TASK TO CARRY OUT
Scan the lines below; pull out those with "index".

GIVEN MATERIAL

───

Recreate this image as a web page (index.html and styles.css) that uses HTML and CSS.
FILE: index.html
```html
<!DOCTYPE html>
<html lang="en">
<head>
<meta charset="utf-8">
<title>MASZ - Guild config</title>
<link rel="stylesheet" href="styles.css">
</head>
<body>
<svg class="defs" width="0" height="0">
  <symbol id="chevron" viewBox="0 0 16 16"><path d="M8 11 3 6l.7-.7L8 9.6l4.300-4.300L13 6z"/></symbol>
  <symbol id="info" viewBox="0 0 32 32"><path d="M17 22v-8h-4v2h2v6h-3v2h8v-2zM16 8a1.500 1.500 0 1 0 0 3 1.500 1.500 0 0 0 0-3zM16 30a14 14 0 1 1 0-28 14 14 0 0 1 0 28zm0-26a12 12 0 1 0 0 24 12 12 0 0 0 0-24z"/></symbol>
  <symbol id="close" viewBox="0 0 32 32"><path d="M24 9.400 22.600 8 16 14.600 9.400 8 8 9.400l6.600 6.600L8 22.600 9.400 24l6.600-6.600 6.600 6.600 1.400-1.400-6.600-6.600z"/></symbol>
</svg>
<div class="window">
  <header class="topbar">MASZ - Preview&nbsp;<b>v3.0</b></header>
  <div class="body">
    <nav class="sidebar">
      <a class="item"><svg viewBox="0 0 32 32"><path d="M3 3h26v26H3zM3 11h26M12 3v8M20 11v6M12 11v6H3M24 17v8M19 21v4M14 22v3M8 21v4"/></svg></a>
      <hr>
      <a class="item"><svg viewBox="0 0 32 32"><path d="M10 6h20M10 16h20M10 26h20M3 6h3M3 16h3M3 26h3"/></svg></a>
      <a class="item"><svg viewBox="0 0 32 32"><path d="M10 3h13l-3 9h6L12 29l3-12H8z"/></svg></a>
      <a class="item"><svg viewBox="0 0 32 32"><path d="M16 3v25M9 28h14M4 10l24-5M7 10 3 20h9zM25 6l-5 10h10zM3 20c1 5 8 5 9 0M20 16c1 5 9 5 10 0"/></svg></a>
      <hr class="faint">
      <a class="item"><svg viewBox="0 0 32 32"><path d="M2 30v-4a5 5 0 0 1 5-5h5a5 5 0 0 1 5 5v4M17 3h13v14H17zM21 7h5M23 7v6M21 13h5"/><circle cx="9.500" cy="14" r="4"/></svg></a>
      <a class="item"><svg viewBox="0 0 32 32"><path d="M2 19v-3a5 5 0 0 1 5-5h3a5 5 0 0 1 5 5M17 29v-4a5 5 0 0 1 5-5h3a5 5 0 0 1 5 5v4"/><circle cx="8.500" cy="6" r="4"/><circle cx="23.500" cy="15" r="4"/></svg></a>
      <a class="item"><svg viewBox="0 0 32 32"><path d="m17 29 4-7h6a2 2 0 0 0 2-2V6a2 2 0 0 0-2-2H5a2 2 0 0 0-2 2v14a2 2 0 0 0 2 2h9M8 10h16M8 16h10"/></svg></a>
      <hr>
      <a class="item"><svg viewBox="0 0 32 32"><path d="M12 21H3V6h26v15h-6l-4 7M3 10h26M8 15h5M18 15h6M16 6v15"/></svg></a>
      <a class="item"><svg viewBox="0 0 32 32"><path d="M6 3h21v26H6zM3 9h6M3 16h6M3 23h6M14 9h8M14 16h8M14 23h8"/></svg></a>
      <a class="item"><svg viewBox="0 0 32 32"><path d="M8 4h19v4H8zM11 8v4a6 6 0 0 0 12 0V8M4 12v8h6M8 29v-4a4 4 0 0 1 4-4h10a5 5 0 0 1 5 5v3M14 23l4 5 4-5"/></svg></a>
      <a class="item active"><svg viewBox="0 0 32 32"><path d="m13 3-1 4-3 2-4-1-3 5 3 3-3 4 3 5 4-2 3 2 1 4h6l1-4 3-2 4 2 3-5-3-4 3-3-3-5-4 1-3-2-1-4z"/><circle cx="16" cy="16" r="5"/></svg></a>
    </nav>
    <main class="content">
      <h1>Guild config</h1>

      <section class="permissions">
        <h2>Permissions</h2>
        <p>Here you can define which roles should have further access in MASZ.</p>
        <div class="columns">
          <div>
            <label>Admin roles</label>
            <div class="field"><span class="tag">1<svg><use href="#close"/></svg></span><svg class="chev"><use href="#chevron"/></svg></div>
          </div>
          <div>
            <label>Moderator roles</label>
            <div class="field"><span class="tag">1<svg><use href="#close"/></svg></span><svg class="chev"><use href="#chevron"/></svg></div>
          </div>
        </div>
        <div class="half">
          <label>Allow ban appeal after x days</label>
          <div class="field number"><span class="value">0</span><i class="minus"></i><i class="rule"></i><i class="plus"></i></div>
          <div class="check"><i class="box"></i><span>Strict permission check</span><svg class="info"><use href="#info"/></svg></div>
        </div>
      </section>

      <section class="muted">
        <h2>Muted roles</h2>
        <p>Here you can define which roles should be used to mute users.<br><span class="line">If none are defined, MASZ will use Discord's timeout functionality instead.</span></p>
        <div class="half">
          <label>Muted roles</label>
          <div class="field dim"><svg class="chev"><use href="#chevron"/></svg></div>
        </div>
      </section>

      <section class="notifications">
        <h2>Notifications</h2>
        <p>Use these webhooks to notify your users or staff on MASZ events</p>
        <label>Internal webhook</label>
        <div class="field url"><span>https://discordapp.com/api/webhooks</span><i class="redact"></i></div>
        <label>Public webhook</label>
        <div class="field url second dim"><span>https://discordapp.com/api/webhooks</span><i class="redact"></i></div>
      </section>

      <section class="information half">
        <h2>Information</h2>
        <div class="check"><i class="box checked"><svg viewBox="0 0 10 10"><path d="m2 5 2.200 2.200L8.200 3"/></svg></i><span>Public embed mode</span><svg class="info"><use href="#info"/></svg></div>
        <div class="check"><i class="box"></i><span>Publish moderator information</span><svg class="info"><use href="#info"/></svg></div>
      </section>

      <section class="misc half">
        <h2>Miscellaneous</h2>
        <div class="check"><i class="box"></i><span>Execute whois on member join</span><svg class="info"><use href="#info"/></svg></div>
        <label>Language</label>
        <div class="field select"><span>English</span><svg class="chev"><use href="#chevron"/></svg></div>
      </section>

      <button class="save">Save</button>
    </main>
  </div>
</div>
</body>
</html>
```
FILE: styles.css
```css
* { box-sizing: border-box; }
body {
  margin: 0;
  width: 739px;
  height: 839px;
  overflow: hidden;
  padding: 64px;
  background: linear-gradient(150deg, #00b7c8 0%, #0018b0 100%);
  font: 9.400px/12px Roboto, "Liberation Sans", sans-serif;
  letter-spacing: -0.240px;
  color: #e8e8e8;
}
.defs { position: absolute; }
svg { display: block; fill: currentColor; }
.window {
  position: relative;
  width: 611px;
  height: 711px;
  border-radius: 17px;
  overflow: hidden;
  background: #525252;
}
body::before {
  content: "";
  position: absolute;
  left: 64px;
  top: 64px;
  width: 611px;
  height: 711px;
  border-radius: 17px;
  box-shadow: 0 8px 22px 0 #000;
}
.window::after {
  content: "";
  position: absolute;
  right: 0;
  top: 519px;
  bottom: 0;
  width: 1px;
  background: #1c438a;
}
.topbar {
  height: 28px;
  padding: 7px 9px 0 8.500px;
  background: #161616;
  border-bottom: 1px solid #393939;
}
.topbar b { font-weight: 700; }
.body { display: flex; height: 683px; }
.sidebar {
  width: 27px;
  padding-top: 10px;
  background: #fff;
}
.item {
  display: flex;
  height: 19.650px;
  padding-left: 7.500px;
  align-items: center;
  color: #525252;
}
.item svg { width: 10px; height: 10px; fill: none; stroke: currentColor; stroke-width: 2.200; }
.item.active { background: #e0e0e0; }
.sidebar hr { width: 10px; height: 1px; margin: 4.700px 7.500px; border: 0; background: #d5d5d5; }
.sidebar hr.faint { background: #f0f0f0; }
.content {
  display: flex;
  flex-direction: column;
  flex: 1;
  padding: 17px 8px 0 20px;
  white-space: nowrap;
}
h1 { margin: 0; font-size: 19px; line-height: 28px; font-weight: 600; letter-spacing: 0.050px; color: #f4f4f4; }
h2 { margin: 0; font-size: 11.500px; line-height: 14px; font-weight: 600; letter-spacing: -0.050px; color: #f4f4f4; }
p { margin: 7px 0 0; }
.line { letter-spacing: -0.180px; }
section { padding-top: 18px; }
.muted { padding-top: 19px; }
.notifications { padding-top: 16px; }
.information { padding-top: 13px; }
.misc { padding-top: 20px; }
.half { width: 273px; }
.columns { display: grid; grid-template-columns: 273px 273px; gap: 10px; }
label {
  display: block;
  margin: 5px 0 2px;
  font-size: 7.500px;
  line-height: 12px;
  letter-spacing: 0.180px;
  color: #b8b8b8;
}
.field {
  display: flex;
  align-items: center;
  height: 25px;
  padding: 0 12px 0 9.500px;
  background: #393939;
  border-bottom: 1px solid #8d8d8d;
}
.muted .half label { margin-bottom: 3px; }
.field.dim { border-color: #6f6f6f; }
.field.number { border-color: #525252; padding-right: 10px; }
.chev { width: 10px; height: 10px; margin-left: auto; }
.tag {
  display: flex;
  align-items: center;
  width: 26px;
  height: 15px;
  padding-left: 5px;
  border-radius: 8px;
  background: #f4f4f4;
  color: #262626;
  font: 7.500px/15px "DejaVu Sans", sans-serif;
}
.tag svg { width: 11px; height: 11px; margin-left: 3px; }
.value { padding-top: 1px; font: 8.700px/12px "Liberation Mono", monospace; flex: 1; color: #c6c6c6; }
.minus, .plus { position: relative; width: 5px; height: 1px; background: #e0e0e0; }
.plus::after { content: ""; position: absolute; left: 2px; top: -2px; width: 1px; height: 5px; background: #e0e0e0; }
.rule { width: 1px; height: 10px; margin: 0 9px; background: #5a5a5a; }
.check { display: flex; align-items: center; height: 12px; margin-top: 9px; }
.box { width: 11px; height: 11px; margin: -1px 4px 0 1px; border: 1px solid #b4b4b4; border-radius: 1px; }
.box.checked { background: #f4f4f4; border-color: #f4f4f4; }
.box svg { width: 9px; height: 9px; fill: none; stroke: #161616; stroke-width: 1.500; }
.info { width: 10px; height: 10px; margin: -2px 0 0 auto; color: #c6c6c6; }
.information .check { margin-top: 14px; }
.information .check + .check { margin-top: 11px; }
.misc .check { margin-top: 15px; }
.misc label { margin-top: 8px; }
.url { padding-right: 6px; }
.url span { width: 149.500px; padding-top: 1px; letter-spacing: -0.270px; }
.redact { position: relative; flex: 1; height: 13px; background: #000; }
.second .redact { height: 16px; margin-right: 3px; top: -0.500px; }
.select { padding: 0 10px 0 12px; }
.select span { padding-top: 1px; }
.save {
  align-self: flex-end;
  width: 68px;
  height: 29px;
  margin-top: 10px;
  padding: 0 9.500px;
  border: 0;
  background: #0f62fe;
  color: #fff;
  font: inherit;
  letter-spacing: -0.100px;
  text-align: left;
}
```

───

OUTPUT
Recreate this image as a web page (index.html and styles.css) that uses HTML and CSS.
FILE: index.html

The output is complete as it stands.